For buyers and sellers in Southwest Florida, local market context matters here. Expense growth, insurance volatility, tax reassessment, and tenant demand trends can all change how much confidence the market places in a reported NOI. That is one reason firms like ERA Commercial Group put so much emphasis on underwriting discipline rather than relying on surface-level offering package numbers.
Common mistakes that distort NOI analysis
The first mistake is treating seller-provided NOI as final. It is a starting point, not a conclusion.
The second is ignoring nonrecurring income. Late fees, one-time reimbursements, or temporary occupancy boosts can inflate performance.
The third is understating replacement-driven pressure. Even though capital expenditures are not part of NOI, major deferred capital needs still affect what a buyer should pay.
The fourth is failing to normalize taxes, insurance, and management. These three items alone can materially change the income story after closing.

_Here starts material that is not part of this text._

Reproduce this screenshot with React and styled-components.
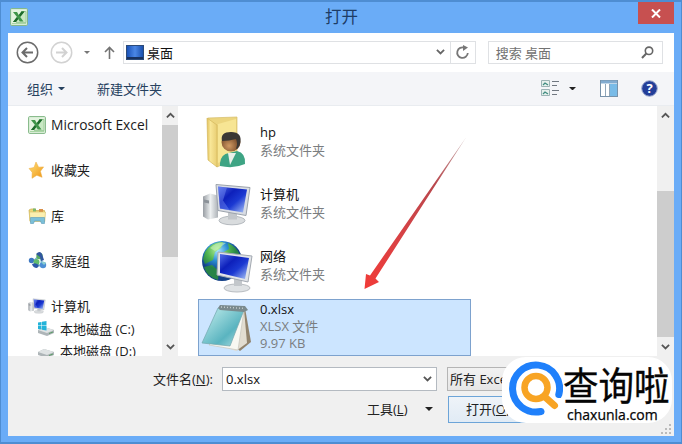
import React from "react";
import styled, { createGlobalStyle, css } from "styled-components";

const Global = createGlobalStyle`
  *{box-sizing:border-box}
  body{margin:0;overflow:hidden}
  svg{display:block;flex:none}
`;

const Window = styled.div`
  width:682px;height:444px;display:flex;flex-direction:column;
  background:#6aacf7;border:solid #4e8dd2;border-width:2px 1px 2px 1px;
  padding:0 7px 6px;
  font:13px/18px "Open Sans","Noto Sans CJK SC",sans-serif;color:#222;
`;
const TitleBar = styled.header`
  height:31px;flex:none;display:flex;align-items:flex-start;justify-content:space-between;
  color:#1d3c66;padding-right:2px;
`;
const TitleSide = styled.div`width:60px;display:flex;padding:6px 0 0 2px;`;
const Title = styled.h1`margin:0;font-size:16.5px;font-weight:400;line-height:29px;padding-left:3px;`;
const CloseSide = styled.div`width:60px;display:flex;justify-content:flex-end;`;
const Close = styled.button`
  width:36px;height:22px;border:0;background:#c75050;padding:0;margin-right:-2px;
  display:flex;align-items:center;justify-content:center;
`;
const NavBar = styled.nav`
  height:39px;flex:none;background:#fff;display:flex;align-items:center;padding:0 11px 0 8px;
`;
const NavIcon = styled.span`margin-right:${p => p.$gap}px;`;
const Field = styled.div`
  height:23px;width:${p => p.$w}px;border:1px solid #dfe1e4;background:#fff;
  display:flex;align-items:center;color:${p => p.$color || "#111"};
`;
const Address = styled(Field)`padding:0 5px 0 2px;gap:3px;`;
const Reload = styled(Field)`justify-content:center;border-left:0;margin-right:12px;`;
const Search = styled(Field)`padding:0 8px 0 7px;`;
const Grow = styled.span`flex:1;`;
const Toolbar = styled.div`
  height:34px;flex:none;background:#f4f5f8;border-bottom:1px solid #e9ecf0;
  display:flex;align-items:center;padding:0 16px 0 19px;color:#26415f;
`;
const ToolText = styled.span`display:flex;align-items:center;gap:5px;margin-right:32px;`;
const ToolIcon = styled.span`margin-left:${p => p.$gap}px;`;
const Body = styled.main`height:250px;flex:none;display:flex;background:#fff;overflow:hidden;`;
const Sidebar = styled.aside`width:154px;overflow:hidden;padding-top:7px;`;
const TreeItem = styled.div`
  display:flex;align-items:center;gap:5px;color:#1c1c1c;white-space:nowrap;
  height:${p => (p.$child ? 22 : 24)}px;
  padding-left:${p => (p.$child ? 29 : 20)}px;
  margin-bottom:${p => (p.$child ? 0 : p.$tight ? 0 : 21.3)}px;
  ${p => p.$latin && css`font-size:13.8px;`}
`;
const ScrollBar = styled.div`
  width:${p => p.$w}px;flex:none;background:#f0f0f0;display:flex;flex-direction:column;align-items:center;
`;
const ScrollButton = styled.div`height:18px;display:flex;align-items:center;justify-content:center;`;
const Thumb = styled.div`
  width:100%;background:#cdcdcd;height:${p => p.$h}px;
  margin:${p => p.$top}px 0 auto;
`;
const Files = styled.section`flex:1;padding:5px 0 0 20px;position:relative;`;
const FileItem = styled.div`
  width:273px;height:62px;display:flex;align-items:center;padding-left:4px;gap:9px;
  border:1px solid transparent;
  ${p => p.$selected && css`height:57px;margin-top:2px;background:#cce5ff;border-color:#7da2ce;line-height:17px;`}
`;
const FileText = styled.div`display:flex;flex-direction:column;padding-bottom:2px;`;
const Name = styled.span`color:#111;`;
const Detail = styled.span`color:#7a7d80;`;
const ArrowMark = styled.svg`position:absolute;left:183px;top:30px;`;
const Footer = styled.footer`
  height:80px;flex:none;background:#f0f0f0;display:flex;flex-direction:column;padding-top:11px;position:relative;
`;
const FormRow = styled.div`display:flex;align-items:center;height:${p => p.$h}px;`;
const FileLabel = styled.label`width:214px;padding-left:145px;white-space:nowrap;`;
const NameBox = styled.div`
  width:215px;height:24px;border:1px solid #b4bac1;background:#fff;color:#111;
  display:flex;align-items:center;justify-content:space-between;padding:0 4px 0 3px;margin-right:10px;
`;
const TypeBox = styled.div`
  width:217px;height:24px;border:1px solid #b5b5b5;background:linear-gradient(#f2f2f2,#e6e6e6);
  padding:2px 2px;white-space:nowrap;overflow:hidden;
`;
const Tools = styled.div`
  width:440px;padding:0 15px 0 359px;display:flex;justify-content:space-between;align-items:center;white-space:nowrap;
`;
const OpenButton = styled.button`
  width:104px;height:27px;border:1px solid #6ca4d8;background:linear-gradient(#eef3f8,#e1ebf5);
  font:inherit;color:#222;padding:0 0 0 17px;text-align:left;white-space:nowrap;
`;
const Watermark = styled.div`
  position:absolute;left:494px;top:1px;width:170px;height:66px;border-radius:24px;background:#fff;
  display:flex;padding:4px 0 0 6px;
`;
const BrandText = styled.div`
  display:flex;flex-direction:column;color:#050505;white-space:nowrap;
`;
const BrandName = styled.span`
  font:400 35.5px/42px "Noto Sans CJK SC",sans-serif;height:42px;transform:translateY(1px) scaleY(1.1);
  -webkit-text-stroke:.3px #050505;
`;
const BrandUrl = styled.span`font:500 14px/16px "Open Sans",sans-serif;padding-left:4px;margin-top:4px;-webkit-text-stroke:.25px #050505;`;
const Grip = styled.svg`position:absolute;right:3px;bottom:2px;`;

const Chevron = ({ up, c = "#555", s = 9 }) => (
  <svg width={s} height={s * 0.7} viewBox="0 0 10 7"><path d={up ? "M1 6 5 2l4 4" : "M1 1l4 4 4-4"} fill="none" stroke={c} strokeWidth="2" /></svg>
);
const Triangle = ({ c = "#222", w = 8 }) => (
  <svg width={w} height={w / 2} viewBox="0 0 8 4"><path d="M0 0h8L4 4z" fill={c} /></svg>
);
const ExcelIcon = ({ s = 17 }) => (
  <svg width={s} height={s} viewBox="0 0 18 18">
    <rect x=".6" y=".6" width="16.8" height="16.8" rx="1" fill="#e3f3df" stroke="#7fb583" />
    <path d="M11 3.500h5v11H6" fill="#c9e8c4" stroke="#8cc08a" strokeWidth=".7" />
    <path d="M3 4h4l1.700 3L11.500 3.500h3l-4.300 5.500 3.300 4.500h-3.700L8.200 11 6 14H3l4-5z" fill="#3f9549" />
    <path d="M11.500 3.500h3l-4 5-1.500-1.500zM3 14l3.700-4.700L8.200 11 6 14z" fill="#1e6a2c" />
    <path d="M2 15.500h14" stroke="#a9d6a5" />
  </svg>
);
const Back = ({ c, forward }) => (
  <svg width="23" height="23" viewBox="0 0 23 23" fill="none" stroke={c}>
    <circle cx="11.500" cy="11.500" r="10.200" strokeWidth="1.500" />
    <path d={forward ? "M6 11.500h10M12 7l4.500 4.500L12 16" : "M17 11.500H7M11 7l-4.500 4.500L11 16"} strokeWidth="2" />
  </svg>
);
const StarIcon = () => (
  <svg width="18" height="18" viewBox="0 0 18 18">
    <defs><linearGradient id="st" x2="1" y2="1"><stop stopColor="#ffe27a" /><stop offset="1" stopColor="#ef9413" /></linearGradient></defs>
    <path d="M8 1l2.600 5.200 5-.3-3.200 4.400 1.700 6-5.300-2-4.800 3 .2-6L1 7.500l5-1z" fill="url(#st)" stroke="#eba83b" strokeWidth=".5" />
  </svg>
);
const LibraryIcon = () => (
  <svg width="19" height="18" viewBox="0 0 19 18">
    <path d="M1 3l2-1h4l1 1.500h8.500V14H2z" fill="#efd879" stroke="#c8ac4d" strokeWidth=".7" />
    <path d="M5 1.500h3v3H5z" fill="#7fb86c" /><path d="M11 2h4v3h-4z" fill="#d9904a" />
    <path d="M1.500 5h16l-.7 9.500H2z" fill="#fbefb0" stroke="#d5bd67" strokeWidth=".6" />
    <path d="M2.500 10.500h14V16.500h-3l-1-2.500h-6l-1 2.500h-3z" fill="#7bc0d9" stroke="#5a9ab8" strokeWidth=".6" />
  </svg>
);
const HomegroupIcon = () => (
  <svg width="19" height="18" viewBox="0 0 19 18">
    <path d="M6 9l5-5M7 10l5 4M13 5l1 8" stroke="#7bb5cc" strokeWidth="2" />
    <circle cx="3.500" cy="8.500" r="2.700" fill="#3e78c2" /><circle cx="11.500" cy="4" r="3.200" fill="#58aa64" />
    <path d="M8 2q4-4 6 0l2 6-3 1-1-4z" fill="#31579f" />
    <circle cx="8.500" cy="10" r="3" fill="#63bd6d" /><path d="M4 12q5-2 7 2l-2 2q-4 0-5-4z" fill="#2c59a8" />
    <circle cx="15" cy="13" r="3.200" fill="#4d8fd4" /><path d="M13 10q3-1 5 1l-2 2z" fill="#8acfcf" />
  </svg>
);
const ComputerIcon = ({ w, h }) => (
  <svg width={w} height={h} viewBox="0 0 50 42">
    <defs>
      <linearGradient id="scr" x2="1" y2="1"><stop stopColor="#536de8" /><stop offset=".35" stopColor="#0d20bb" /><stop offset=".6" stopColor="#1b39d2" /><stop offset="1" stopColor="#b4cdf7" /></linearGradient>
      <linearGradient id="tow" x2="1"><stop stopColor="#989da3" /><stop offset=".5" stopColor="#edf0f1" /><stop offset="1" stopColor="#aeb3b8" /></linearGradient>
    </defs>
    <path d="M1 13l7-3 8 2v22L6 36 1 33z" fill="url(#tow)" />
    <path d="M2 16l5 1v3l-5-1z" fill="#8c9299" />
    <ellipse cx="30" cy="37" rx="13" ry="4.300" fill="#d9dcde" stroke="#b5babf" />
    <path d="M26 29h9v7h-9z" fill="#c3c7cb" />
    <path d="M14 1l34 3-4 28-28-5z" fill="#d9dde4" stroke="#9ca3ac" />
    <path d="M16 3l29 3-4 23-23-4z" fill="url(#scr)" />
    <path d="M16 3l9 1-4 13 7 10-10-2z" fill="#8ca5ff" opacity=".35" />
  </svg>
);
const NetworkIcon = () => (
  <svg width="52" height="53" viewBox="0 0 52 53">
    <defs>
      <radialGradient id="gl" cx=".4" cy=".25"><stop stopColor="#a7e4ff" /><stop offset=".5" stopColor="#2a8ed2" /><stop offset="1" stopColor="#123f87" /></radialGradient>
      <radialGradient id="land" cx=".4" cy=".2"><stop stopColor="#b5f09c" /><stop offset=".6" stopColor="#4fb450" /><stop offset="1" stopColor="#278347" /></radialGradient>
    </defs>
    <circle cx="21" cy="21" r="20" fill="url(#gl)" />
    <path d="M4 12Q11 1 22 2l-2 6-6 4-2 8-8 4-2-5zM27 3q9 4 12 12l-8-2-5 4-5-4 7-4zM3 27l8-2 7 6-1 9Q6 37 3 27z" fill="url(#land)" />
    <path d="M9 8q8-7 16-5L14 11z" fill="#c9f2bd" opacity=".6" />
    <ellipse cx="36" cy="48" rx="13" ry="4" fill="#dfe2e4" stroke="#b9bdc1" /><path d="M33 37h8v9h-8z" fill="#c3c7cb" />
    <path d="M17 12l34 4-4 26-31-7z" fill="#e1e4e8" stroke="#a3a9b1" />
    <path d="M19 14l29 4-4 21-25-6z" fill="url(#scr)" />
  </svg>
);
const UserFolderIcon = () => (
  <svg width="50" height="53" viewBox="0 0 50 53">
    <defs>
      <linearGradient id="fo" x2="1"><stop stopColor="#e3c15b" /><stop offset=".35" stopColor="#f8e697" /><stop offset="1" stopColor="#e9ce73" /></linearGradient>
      <radialGradient id="face" cx=".4" cy=".7"><stop stopColor="#d09a63" /><stop offset="1" stopColor="#7d4f2c" /></radialGradient>
    </defs>
    <path d="M6 2l29-1v41l-20 9z" fill="#ecd57e" stroke="#d6bd6a" strokeWidth=".7" />
    <path d="M16 8l18-5v36l-18 8z" fill="#f7e594" />
    <path d="M5 2l10 7v42l-9-7z" fill="url(#fo)" stroke="#d4b75b" strokeWidth=".7" />
    <path d="M18 47q1-9 9-10l8-2q9 2 8 13-11 5-25 2z" fill="#3ea484" />
    <path d="M26 37l2 12 6-12z" fill="#e9f0e9" />
    <circle cx="29" cy="26" r="9.500" fill="url(#face)" />
    <path d="M20 25q-2-9 9-9 12 0 9 12-2 5-4 5 2-6 0-10-7 2-14 2z" fill="#3b3835" />
  </svg>
);
const NotebookIcon = () => (
  <svg width="52" height="51" viewBox="0 0 52 51">
    <defs><linearGradient id="nb" x2="1" y2="1"><stop stopColor="#9bd3d7" /><stop offset=".25" stopColor="#9fdadd" /><stop offset=".65" stopColor="#5ab4c0" /><stop offset="1" stopColor="#b9e3e6" /></linearGradient></defs>
    <path d="M44 6l6 34-11 9-5-4z" fill="#91836d" /><path d="M43 7l3 34-11 8-14-5z" fill="#e2ddd1" />
    <path d="M43 8L37 48 8 43z" fill="#f8f8f2" stroke="#c7c5bd" strokeWidth=".7" />
    <path d="M17 6l26 2-14 36-28-3z" fill="url(#nb)" stroke="#72a6ad" strokeWidth=".7" />
    <path d="M17 6l2-3 25 1 3 4-4 2-24-2z" fill="#7a8a8d" /><path d="M20 5l24 1.500" stroke="#c4cccc" strokeWidth="1.500" strokeDasharray="1 2" />
  </svg>
);
const DriveIcon = ({ system }) => (
  <svg width="18" height="16" viewBox="0 0 18 16">
    <path d="M1 9l6-3 10 3v3l-7 3-9-3z" fill="#aeb5b8" /><path d="M1 9l6-3 10 3-7 3z" fill="#dfe3e4" /><path d="M12 12.500l4-1.500" stroke="#5b9d66" />
    {system && <path d="M1 1.500l3.500-.6v3.600H1zM5 .8L9.500 0v4.500H5zM1 5h3.500v3.600L1 8zM5 5h4.500v4.400L5 8.700z" fill="#22b3d9" />}
  </svg>
);
const BrandLogo = () => (
  <svg width="55" height="58" viewBox="0 0 55 58" fill="none" strokeLinecap="round">
    <path d="M33 50.500A23.500 23.500 0 1 1 50.800 33.500" stroke="#1f80fb" strokeWidth="7" />
    <circle cx="28" cy="26.500" r="11.500" stroke="#f8a423" strokeWidth="6.500" />
    <path d="M37 36l9.500 8.500" stroke="#f8a423" strokeWidth="7" />
  </svg>
);

const places = [
  ["Microsoft Excel", <ExcelIcon s={18} />, true],
  ["收藏夹", <StarIcon />],
  ["库", <LibraryIcon />],
  ["家庭组", <HomegroupIcon />],
];
const files = [
  ["hp", <UserFolderIcon />], ["计算机", <ComputerIcon w={50} h={43} />], ["网络", <NetworkIcon />],
];
const IconSlot = styled.span`width:${p => p.$w}px;flex:none;display:flex;justify-content:center;`;

export default function App() {
  return (
    <Window>
      <Global />
      <TitleBar>
        <TitleSide><ExcelIcon s={18} /></TitleSide>
        <Title>打开</Title>
        <CloseSide><Close aria-label="关闭"><svg width="10" height="9" viewBox="0 0 10 9"><path d="M1 .5l8 8M9 .5l-8 8" stroke="#fff" strokeWidth="2" /></svg></Close></CloseSide>
      </TitleBar>
      <NavBar>
        <NavIcon $gap={11}><Back c="#6b6b6b" /></NavIcon>
        <NavIcon $gap={11}><Back c="#d2d2d2" forward /></NavIcon>
        <NavIcon $gap={14}><Triangle c="#777" w={6} /></NavIcon>
        <NavIcon $gap={8}><svg width="11" height="13" viewBox="0 0 11 13"><path d="M5.500 13V2M1 6l4.500-4.500L10 6" fill="none" stroke="#737373" strokeWidth="1.600" /></svg></NavIcon>
        <Address $w={329}>
          <svg width="18" height="15" viewBox="0 0 18 15"><defs><linearGradient id="dk" x2="1"><stop stopColor="#174fb5" /><stop offset=".5" stopColor="#4b87e5" /><stop offset="1" stopColor="#174ca9" /></linearGradient></defs><rect x=".5" y=".5" width="17" height="14" fill="url(#dk)" stroke="#2d4b78" /><path d="M1 13h16" stroke="#18315e" strokeWidth="2" /></svg>
          桌面<Grow /><Chevron c="#666" />
        </Address>
        <Reload $w={25}><svg width="15" height="15" viewBox="0 0 15 15"><path d="M9.500 2.700A5.300 5.300 0 1 0 12.800 8" fill="none" stroke="#777" strokeWidth="1.800" /><path d="M8 0v6l5-3.500z" fill="#777" /></svg></Reload>
        <Search $w={176} $color="#727272">搜索 桌面<Grow /><svg width="13" height="13" viewBox="0 0 13 13"><circle cx="8" cy="4.800" r="3.700" fill="none" stroke="#666" strokeWidth="1.600" /><path d="M5.300 7.500L1 12" stroke="#666" strokeWidth="2" /></svg></Search>
      </NavBar>
      <Toolbar>
        <ToolText>组织 <Triangle c="#26415f" w={7} /></ToolText><ToolText>新建文件夹</ToolText><Grow />
        <svg width="18" height="17" viewBox="0 0 18 17"><path d="M.5.500h8v6h-8zM.5 9.500h8v6h-8z" fill="#e6f0ec" stroke="#9bb3b4" /><path d="M2 5l2-2 3 2M2 14l2-2 3 2" fill="none" stroke="#3f8c81" strokeWidth="1.300" /><path d="M11 1.500h7M11 5.500h5M11 10.500h7M11 14.500h5" stroke="#707780" strokeWidth="1.200" /></svg>
        <ToolIcon $gap={10}><Triangle w={7} /></ToolIcon>
        <ToolIcon $gap={24}><svg width="18" height="17" viewBox="0 0 18 17"><rect x=".5" y=".5" width="17" height="16" fill="#fff" stroke="#7792aa" /><path d="M1 2h16" stroke="#83acd0" strokeWidth="3" /><path d="M10 4h7v12h-7z" fill="#79bbe7" /><path d="M5.500 4v12M9.500 4v12" stroke="#91a6b8" /></svg></ToolIcon>
        <ToolIcon $gap={23}><svg width="17" height="17" viewBox="0 0 17 17"><circle cx="8.500" cy="8.500" r="7.800" fill="#233e99" stroke="#a1add0" /><text x="8.500" y="13" textAnchor="middle" fill="#fff" fontFamily="Open Sans" fontWeight="700" fontSize="13">?</text></svg></ToolIcon>
      </Toolbar>
      <Body>
        <Sidebar>
          {places.map(([n, icon, latin]) => <TreeItem key={n} $latin={latin}><IconSlot $w={18}>{icon}</IconSlot>{n}</TreeItem>)}
          <TreeItem $tight><IconSlot $w={18}><ComputerIcon w={18} h={16} /></IconSlot>计算机</TreeItem>
          <TreeItem $child><DriveIcon system />本地磁盘 (C:)</TreeItem>
          <TreeItem $child><DriveIcon />本地磁盘 (D:)</TreeItem>
        </Sidebar>
        <ScrollBar $w={16}><ScrollButton><Chevron up /></ScrollButton><Thumb $top={1} $h={132} /><ScrollButton><Chevron /></ScrollButton></ScrollBar>
        <Files>
          {files.map(([n, icon]) => <FileItem key={n}><IconSlot $w={48}>{icon}</IconSlot><FileText><Name>{n}</Name><Detail>系统文件夹</Detail></FileText></FileItem>)}
          <FileItem $selected><IconSlot $w={48}><NotebookIcon /></IconSlot><FileText><Name>0.xlsx</Name><Detail>XLSX 文件</Detail><Detail>9.97 KB</Detail></FileText></FileItem>
          <ArrowMark width="110" height="156" viewBox="0 0 110 156">
            <defs><linearGradient id="ar" x1="1" y1="0" x2="0" y2="1"><stop stopColor="#c9b3b3" /><stop offset=".3" stopColor="#b8484d" /><stop offset=".65" stopColor="#d84245" /><stop offset="1" stopColor="#f13b38" /></linearGradient></defs>
            <path d="M105 1.500L14.500 142.500L18 146l-14.500 7L5 138l4 1.500z" fill="url(#ar)" />
          </ArrowMark>
        </Files>
        <ScrollBar $w={17}><ScrollButton><Chevron up /></ScrollButton><Thumb $top={67} $h={146} /><ScrollButton><Chevron /></ScrollButton></ScrollBar>
      </Body>
      <Footer>
        <FormRow $h={24}>
          <FileLabel>文件名(<u>N</u>):</FileLabel><NameBox>0.xlsx<Chevron /></NameBox><TypeBox>所有 Excel 文件</TypeBox>
        </FormRow>
        <FormRow $h={36}>
          <Tools><span>工具(<u>L</u>)</span><Triangle /></Tools><OpenButton>打开(<u>O</u>)</OpenButton>
        </FormRow>
        <Watermark><BrandLogo /><BrandText><BrandName>查询啦</BrandName><BrandUrl>chaxunla.com</BrandUrl></BrandText></Watermark>
        <Grip width="10" height="10" viewBox="0 0 10 10"><path d="M8 0h2v2H8zM4 4h2v2H4zM8 4h2v2H8zM0 8h2v2H0zM4 8h2v2H4zM8 8h2v2H8z" fill="#bbb" /></Grip>
      </Footer>
    </Window>
  );
}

The fifth is confusing operational inefficiency with upside. Sometimes an expense problem can be fixed. Sometimes it reflects the actual cost of owning that kind of asset in that location. Knowing the difference is where experience matters.
A practical standard for better underwriting
If you want a cleaner read on a property's performance, work from three NOI views instead of one. Review trailing NOI to understand actual history. Build normalized NOI to reflect stabilized, market-based operations. Then model forward NOI based on lease rollover, expense growth, and your business plan.
That approach gives you a more complete picture of risk and potential. It also improves negotiation leverage. When you can identify exactly where a reported NOI is overstated or where upside is realistic, pricing discussions become more grounded and execution becomes sharper.
The best investors do not chase the biggest NOI number on paper. They focus on the income stream they can defend after closing, under real market conditions, with real operating assumptions. That is the number worth buying.